Thursday, August 7, 2014

Saving the Innocent from ISIS

The New York Times has announced this evening that the United States has employed air assets against ISIS in Iraq, to which my editorial comment is why did it take so long?

Forty thousand members of religious minorities, mostly Yazidis and Christians, terrified by ISIS's threats against them, are huddled on a mountain top in territory recently defended by the beleaguered Kurds in northwest Iraq. The refugees are suffering from heat, thirst, and starvation - 40 children have already died - as the ISIS forces mass at the base of the mountain. ISIS also claims to have gained control of the large Mosul dam that controls the flow of water to Baghdad, and is pushing Kurdish defense forces back to the point where ISIS now threatens the major Kurdish city of Erbil.

It's not certain, however, that it was American planes involved in the attacks since the Pentagon has denied it, but nevertheless, it appears someone is trying to bring some relief to people who live in fear of torture and execution at the hands of these Muslim extremists.

According to the Times the White House Press Secretary, Josh Earnest, said that there would be no American combat troops in Iraq and that any military action would be extremely limited.

Why?
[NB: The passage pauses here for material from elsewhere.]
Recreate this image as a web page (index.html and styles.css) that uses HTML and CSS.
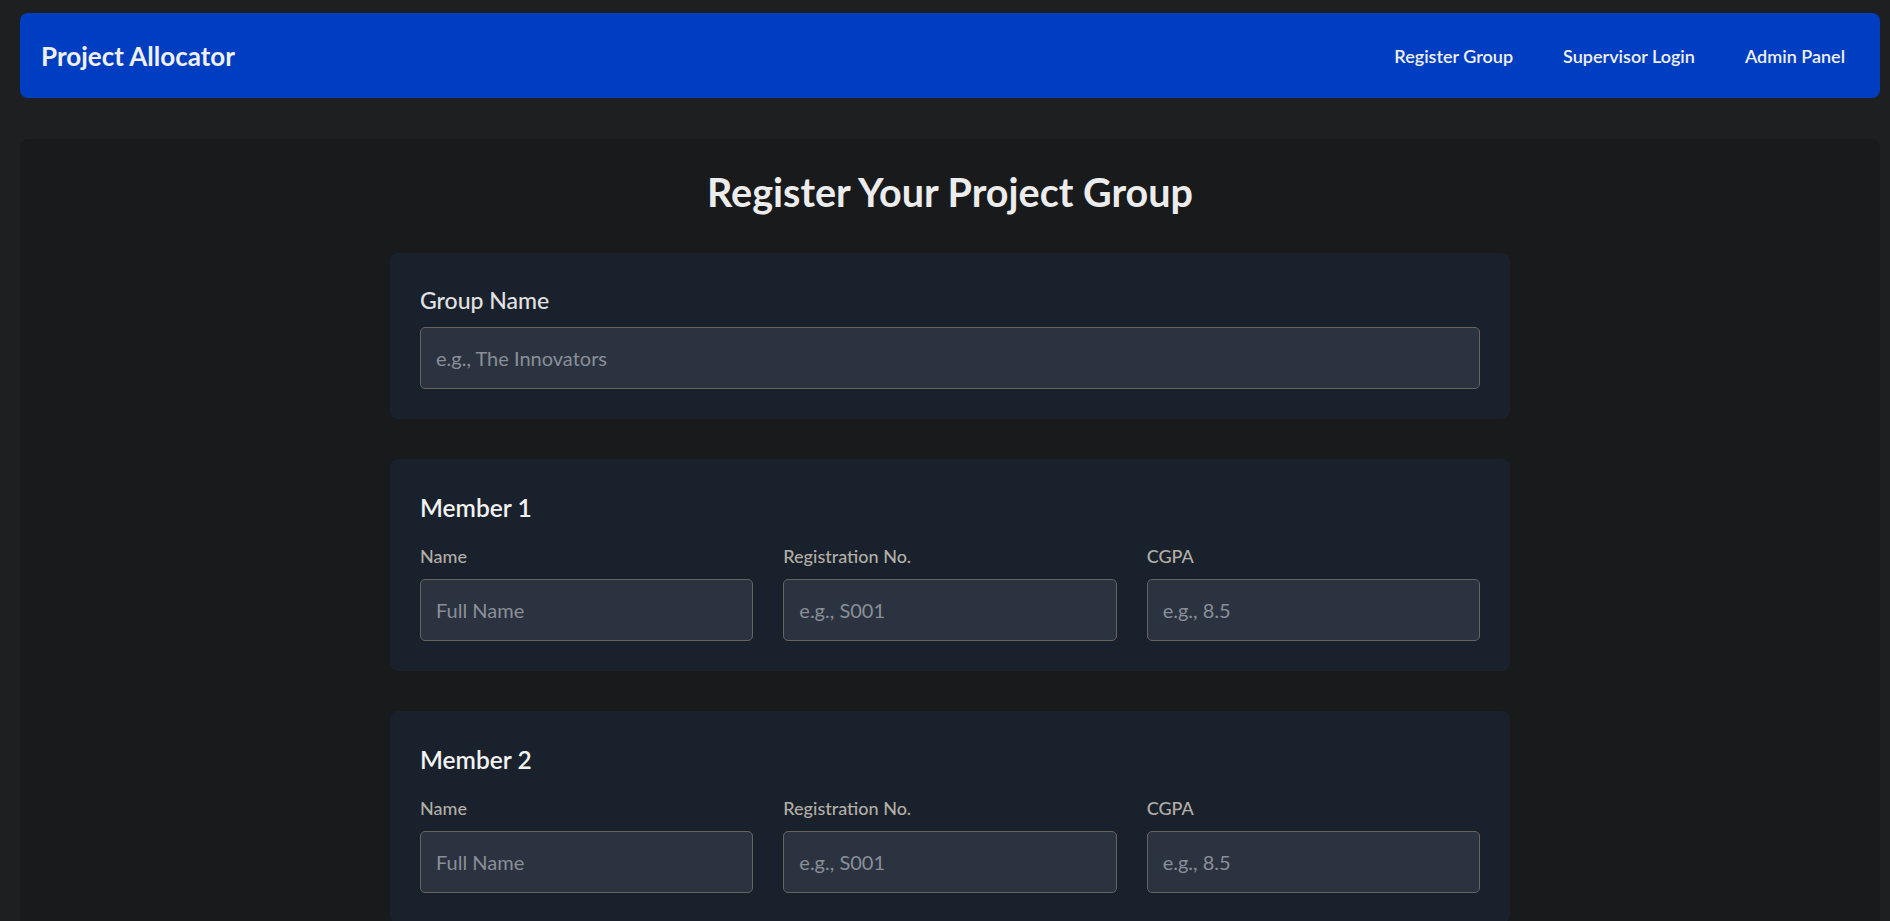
FILE: index.html
```html
<!DOCTYPE html>
<html lang="en">
<head>
<meta charset="utf-8">
<title>Project Allocator</title>
<link rel="stylesheet" href="styles.css">
</head>
<body>
<nav class="navbar">
  <a class="brand" href="#">Project Allocator</a>
  <div class="nav-links">
    <a href="#">Register Group</a>
    <a href="#">Supervisor Login</a>
    <a href="#">Admin Panel</a>
  </div>
</nav>
<main class="page">
  <h1 class="title">Register Your Project Group</h1>
  <form class="form">
    <section class="card">
      <label class="group-label" for="g">Group Name</label>
      <input id="g" class="field" type="text" placeholder="e.g., The Innovators">
    </section>
    <section class="card">
      <h3 class="member-title">Member 1</h3>
      <div class="grid">
        <div class="cell"><label class="small-label">Name</label><input class="field" placeholder="Full Name"></div>
        <div class="cell"><label class="small-label">Registration No.</label><input class="field" placeholder="e.g., S001"></div>
        <div class="cell"><label class="small-label">CGPA</label><input class="field" placeholder="e.g., 8.5"></div>
      </div>
    </section>
    <section class="card">
      <h3 class="member-title">Member 2</h3>
      <div class="grid">
        <div class="cell"><label class="small-label">Name</label><input class="field" placeholder="Full Name"></div>
        <div class="cell"><label class="small-label">Registration No.</label><input class="field" placeholder="e.g., S001"></div>
        <div class="cell"><label class="small-label">CGPA</label><input class="field" placeholder="e.g., 8.5"></div>
      </div>
    </section>
  </form>
</main>
</body>
</html>
```
FILE: styles.css
```css
* { box-sizing: border-box; }
html, body { margin: 0; }
body {
  background: #1e1f21;
  padding: 13px 10px 0 20px;
  font-family: "Lato", "Noto Sans", sans-serif;
  color: #ececec;
  overflow: hidden;
}
.navbar {
  height: 85px;
  display: flex;
  align-items: center;
  justify-content: space-between;
  padding: 0 35px 0 21px;
  background: #003ec1;
  border-radius: 8px;
}
.brand {
  color: #f0f0f0;
  text-decoration: none;
  font-weight: 700;
  font-size: 26px;
}
.nav-links { display: flex; gap: 50px; }
.nav-links a {
  color: #f0f0f0;
  text-decoration: none;
  font-weight: 600;
  font-size: 18px;
}
.page {
  margin-top: 41px;
  background: #191a1c;
  border-radius: 8px;
  padding: 29px 0 40px;
  min-height: 900px;
}
.title {
  margin: 0 0 38px;
  text-align: center;
  font-size: 39.5px;
  line-height: 1.2;
  font-weight: 700;
  color: #ececec;
}
.form {
  width: 1120px;
  margin: 0 auto;
  display: flex;
  flex-direction: column;
  gap: 40px;
}
.card {
  background: #19212c;
  border-radius: 8px;
  padding: 30px;
}
.group-label {
  display: block;
  font-size: 23px;
  line-height: 34px;
  font-weight: 500;
  color: #e2e2e2;
  margin-bottom: 10px;
}
.field {
  display: block;
  width: 100%;
  height: 62px;
  padding: 0 15px;
  background: #2b3341;
  border: 1px solid #67635d;
  border-radius: 5px;
  color: #e8e8e8;
  font-family: inherit;
  font-size: 20px;
  outline: none;
}
.field::placeholder { color: #8a8f97; }
.member-title {
  margin: 0 0 16px;
  font-size: 24.5px;
  line-height: 38px;
  font-weight: 600;
  color: #f2f2f2;
}
.grid {
  display: grid;
  grid-template-columns: repeat(3, 1fr);
  gap: 30px;
}
.small-label {
  display: block;
  font-size: 18px;
  line-height: 27px;
  font-weight: 500;
  color: #b3aea6;
  margin-bottom: 9px;
}
```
Didn't Mr. Obama unleash a powerful assault on the government of Libya because Qaddafi was threatening to kill a couple thousand of his citizens? Weren't we told by Samantha Power at the U.N. that we have a moral responsibility to protect the innocent where we can?

The Times article tells us that Mr. Earnest added: “There are no American military solutions to the problems in Iraq. These problems can only be solved with Iraqi political solutions.”

Well, perhaps, but this confuses sufficient with necessary conditions. It is necessary that the threat posed by ISIS be degraded from the air to the extent that the Kurds and maybe, if miracles happen, the Iraqi army, can push them back into Syria. ISIS is a threat to everyone in that Islamic madhouse called the Middle East, and there's no reason why others, like Turkey and Jordan, shouldn't be lending a hand, and Saudi Arabian businessmen be compelled to stop the flow of aid to their fellow Sunnis in ISIS.

Here's another little detail from the story:
The administration had been delaying taking any military action against ISIS until there is a new Iraqi government. Both White House and Pentagon officials have said privately that the United States would not intervene militarily until Mr. Maliki stepped down. But administration officials said on Thursday that the crisis on Mount Sinjar (where the 40,000 Christians and Muslim minorities are trapped) may be forcing their hand.
I understand that Maliki is odious, but people have been dying at the hands of these savages for months now. For Mr. Obama to wait until he gets his way in Baghdad's politics while people are being crucified, beheaded, and starved is itself odious. Iraq is not Syria where failure to get involved was understandable. The immediate situation in Iraq is not nearly so complex.

Mr. Obama, in his determined effort to avoid being George Bush, has made numerous foreign policy blunders in his six years in office. He could redeem some of them by saving the Iraqis, especially the Kurdish Iraqis, from the horrors of ISIS.